Councillor, Nelson Mandela Bay Metropolitan Municipality
- In office 2006–2014

Personal details
- Born: Marshall Roberto Von Buchenroder 1972 or 1973 (age 52–53)
- Party: Democratic Alliance
- Education: Chatty Senior Secondary School
- Alma mater: Peninsula Technikon
- Occupation: Member of Parliament
- Profession: Politician

= Marshall von Buchenroder =

South African politician

Marshall Roberto von Buchenroder (born 1972 or 1973) is a South African politician for the Democratic Alliance (DA). Von Buchenroder is currently a member of the Eastern Cape Provincial Legislature.

==Biography==
Von Buchenroder matriculated from Chatty Senior Secondary School and studied at Peninsula Technikon. In 2006, he was elected as a councillor for the Democratic Alliance in the Nelson Mandela Bay Metropolitan Municipality. During his eight years as a councillor, he was chief whip of the DA caucus. Von Buchenroder has also been a constituency chair for the DA for three terms, a constituency leader in Winterhoek and a deputy provincial chair.

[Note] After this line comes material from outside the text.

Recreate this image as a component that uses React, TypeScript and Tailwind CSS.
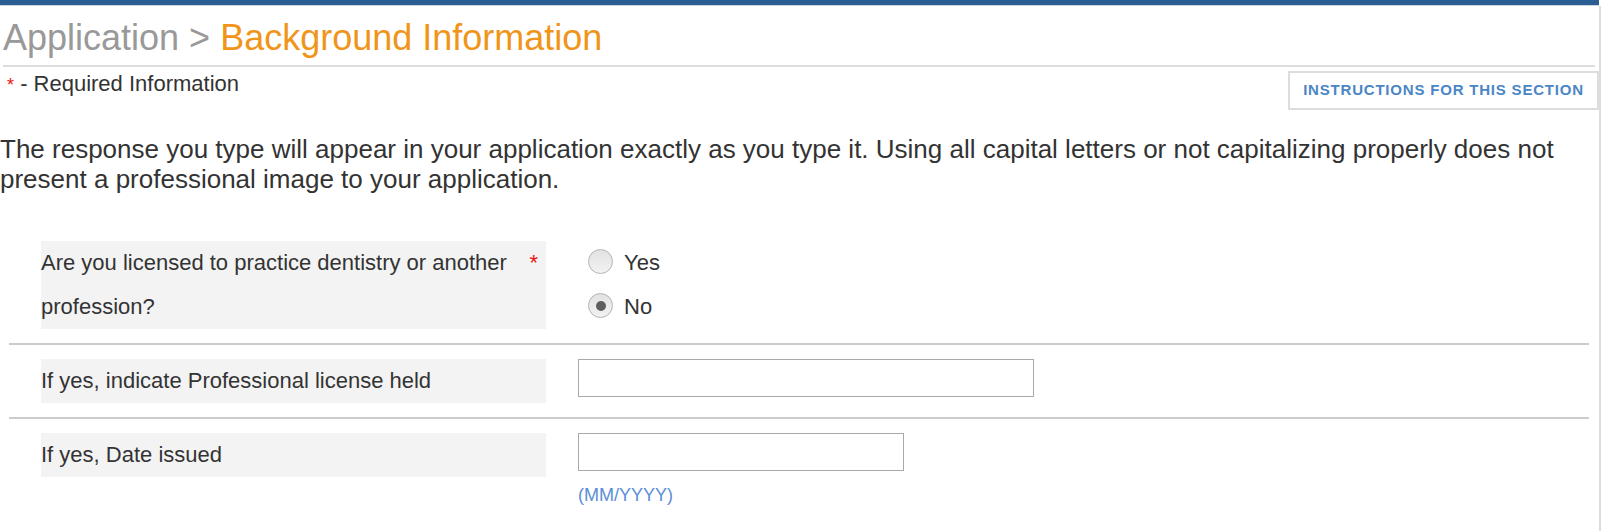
import React from "react";

function Radio({ checked, label }: { checked?: boolean; label: string }) {
  return (
    <div className="flex h-[44px] items-start">
      <span className="ml-[11px] mt-[8px] flex h-[25px] w-[25px] items-center justify-center rounded-full border border-[#b3b3b3] bg-gradient-to-b from-[#e2e2e2] to-[#f2f2f2]">
        {checked ? <span className="block h-[10px] w-[10px] rounded-full bg-[#5e5e5e]" /> : null}
      </span>
      <span className="ml-[11px] text-[22px] leading-[44px] text-[#333]">{label}</span>
    </div>
  );
}

export default function App() {
  return (
    <div
      className="min-h-[531px] w-[1620px] bg-white text-[#333]"
      style={{ fontFamily: '"Liberation Sans", Arial, Helvetica, sans-serif' }}
    >
      <div className="h-[5px] w-[1599px] bg-[#2a5e92]" />
      <div className="h-px w-[1599px] bg-[#cdd6df]" />
      <div className="min-h-[525px] w-[1601px] border-r-2 border-[#dddddd]">
        {/* Title */}
        <div className="ml-[3px] mr-[4px] border-b-2 border-[#dddddd] pb-[7px] pt-[11px]">
          <h1 className="text-[36px] font-normal leading-[41px]">
            <span className="text-[#999999]">Application &gt; </span>
            <span className="text-[#f0951a]">Background Information</span>
          </h1>
        </div>

        {/* Required + instructions */}
        <div className="mt-[4px] flex items-start justify-between">
          <div className="pl-[7px] text-[22px] leading-[25px] text-[#333]">
            <span className="text-[18px] text-[#ee1111]">*</span> - Required Information
          </div>
          <button className="flex h-[39px] w-[311px] items-center justify-center border-2 border-[#dddddd] bg-white text-[15px] font-bold tracking-[0.8px] text-[#4a86c6]">
            INSTRUCTIONS FOR THIS SECTION
          </button>
        </div>

        {/* Paragraph */}
        <p className="mt-[24px] text-[26px] leading-[30px] text-[#333]">
          The response you type will appear in your application exactly as you type it. Using all capital letters or not capitalizing properly does not present a professional image to your application.
        </p>

        {/* Form */}
        <div className="ml-[9px] mr-[10px] mt-[47px]">
          <div className="flex border-b-2 border-[#cccccc] pb-[14px] pl-[32px]">
            <div className="flex w-[505px] bg-[#f3f3f3] text-[22px] leading-[44px]">
              <span className="flex-1">Are you licensed to practice dentistry or another profession?</span>
              <span className="shrink-0 pr-[8px] text-[#ee1111]">*</span>
            </div>
            <div className="ml-[31px] flex flex-col">
              <Radio label="Yes" />
              <Radio label="No" checked />
            </div>
          </div>

          <div className="flex border-b-2 border-[#cccccc] pb-[14px] pl-[32px] pt-[14px]">
            <div className="w-[505px] bg-[#f3f3f3] text-[22px] leading-[44px]">
              If yes, indicate Professional license held
            </div>
            <div className="ml-[32px]">
              <input
                type="text"
                className="h-[38px] w-[456px] border border-[#a9a9a9] bg-white outline-none"
              />
            </div>
          </div>

          <div className="flex pl-[32px] pt-[14px]">
            <div className="h-[44px] w-[505px] bg-[#f3f3f3] text-[22px] leading-[44px]">
              If yes, Date issued
            </div>
            <div className="ml-[32px] flex flex-col">
              <input
                type="text"
                className="h-[38px] w-[326px] border border-[#a9a9a9] bg-white outline-none"
              />
              <span className="mt-[14px] text-[18px] leading-[21px] text-[#5b8ed6]">(MM/YYYY)</span>
            </div>
          </div>
        </div>
      </div>
    </div>
  );
}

In 2014, Von Buchenroder was elected as a member of the Eastern Cape Provincial Legislature for the DA. He was re-elected for a second term in 2019. He was appointed as Shadow MEC (Member of the Executive Council) for Transport by caucus leader Nqaba Bhanga.

Von Buchenroder is married. He is fluent in Afrikaans and English.